Law Will Help Cities Prevent Blight
Industry Update
October 16, 2015
Imagine an abandoned building in your neighborhood.
It could be an apartment building, or a single-family home. The lawn grows more unruly every day. Pipes freeze in the winter and later burst. The unmaintained roof springs a leak, causing water damage and mold.
Maybe squatters take up residence, while vandals steal every ounce of copper from the building’s boiler and electrical system. Graffiti appears on the walls. Vandals may break a few windows or trash the backyard, just because they can.
How did this building get this way? Sometimes, a family is forced to make the heartbreaking decision to walk away from a home they can no longer afford. Other times, an absentee landlord has ignored the property for years.
Sooner or later, a bank takes over the building.
In the best-case scenario, it’s a local bank or credit union. These institutions, invested in the community, have an interest in offloading the property. So they maintain it with an eye for sale. Maybe a new family moves in, and a building that could easily have blighted the neighborhood is lived in again.
Unfortunately, though, the situation is not always so ideal. Often, when a property is abandoned and months go by without any care or attention, it’s a large, multi-national bank without an in-state presence holding the mortgage. With no interest in the local community, and a portfolio of similar properties all over the country, the building is quickly forgotten — driving down nearby real estate values and creating a public safety risk.
In the end, it’s often the municipal government — and its property taxpayers — that are left picking up the tab when it finally demolishes the property altogether.
In the past four years, property taxpayers in Lewiston have spent nearly $1.5 million demolishing 58 derelict buildings left vacant by former owners and the financial institutions holding the mortgages. At least a few of the arsons that grabbed headlines in our city a few years ago involved abandoned properties.
The problem of abandoned buildings affects most Maine cities. Just last month, the Bangor Daily News wrote about Shannon Denbow, a resident in that city who “fears letting her children play in her own yard” because a nearby abandoned residence attracts drug dealers.
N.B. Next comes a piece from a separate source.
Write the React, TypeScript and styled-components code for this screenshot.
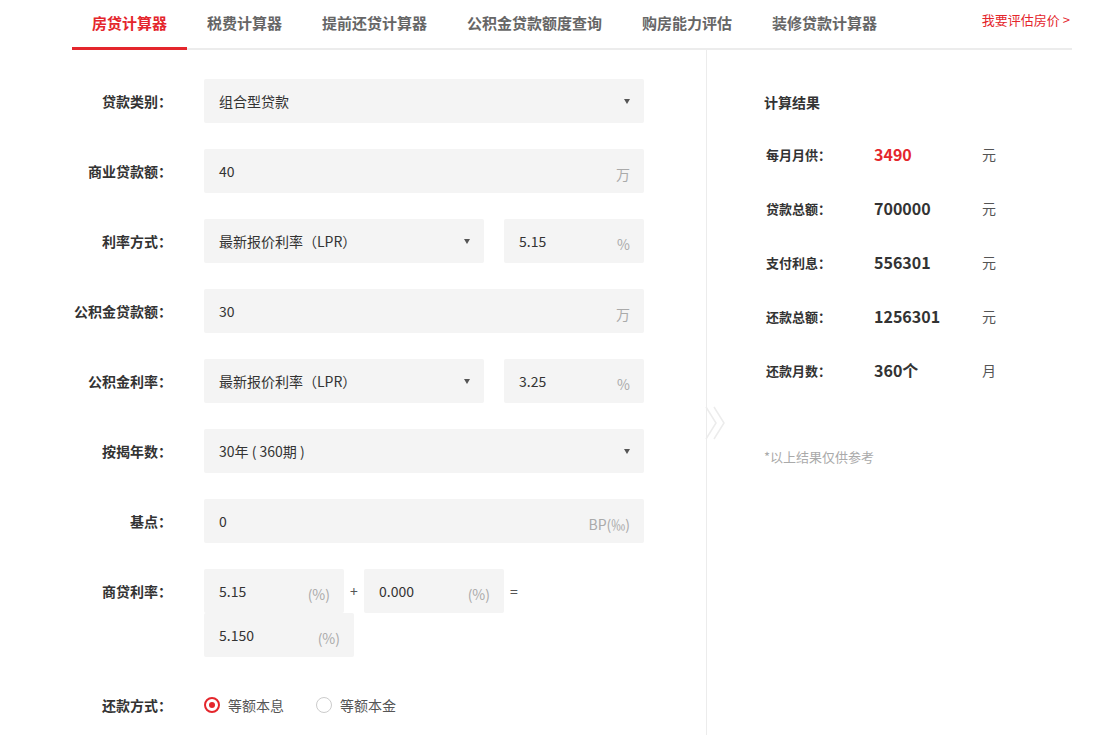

Denbow said she once called the police because she heard people at the property “arguing about whether to start a fire.”
Situations like this are why I wrote and passed legislation this year to enable cities and towns to take back control by addressing the detrimental effects of abandoned properties in ways that were impossible before. The bill was passed into law by the Legislature and will take effect on Oct. 15. Here’s what it does:
First, the law will allow, but not require, municipalities to provide for the care, maintenance and security of abandoned properties before those buildings become a danger to safety and surrounding property values. The law lets towns and cities hold parties with an interest in the abandoned property, including large, out-of-state banks, responsible for potential blight or safety hazards.
If responsible parties don’t take care of the buildings, the law allows the municipality to address the problems themselves. The law also allows the municipality to recover the cost of maintenance from the responsible parties, so the taxpayer is no longer on the hook for a big bank’s negligence.
The law also requires financial institutions that foreclose on a home or apartment building to designate an in-state representative who will be legally responsible for the care, maintenance and security of the property. This means no more frantic, unreturned calls from town officials to out-of-state financial institutions.
By enabling our towns and cities to take control, abandoned properties will be less likely to fall into total disrepair over a period of years, becoming magnets for thieves and other criminals. Instead, they’ll be more likely to be purchased by a redeveloper or a new family who will move in and become responsible property owner.
Commonsense legislation like this empowers local officials to fight blight, keep our communities safe, preserve the good character of our neighborhoods and protect surrounding property values.
Nate Libby is Lewiston’s state Senator and a two-term Lewiston City Councilor.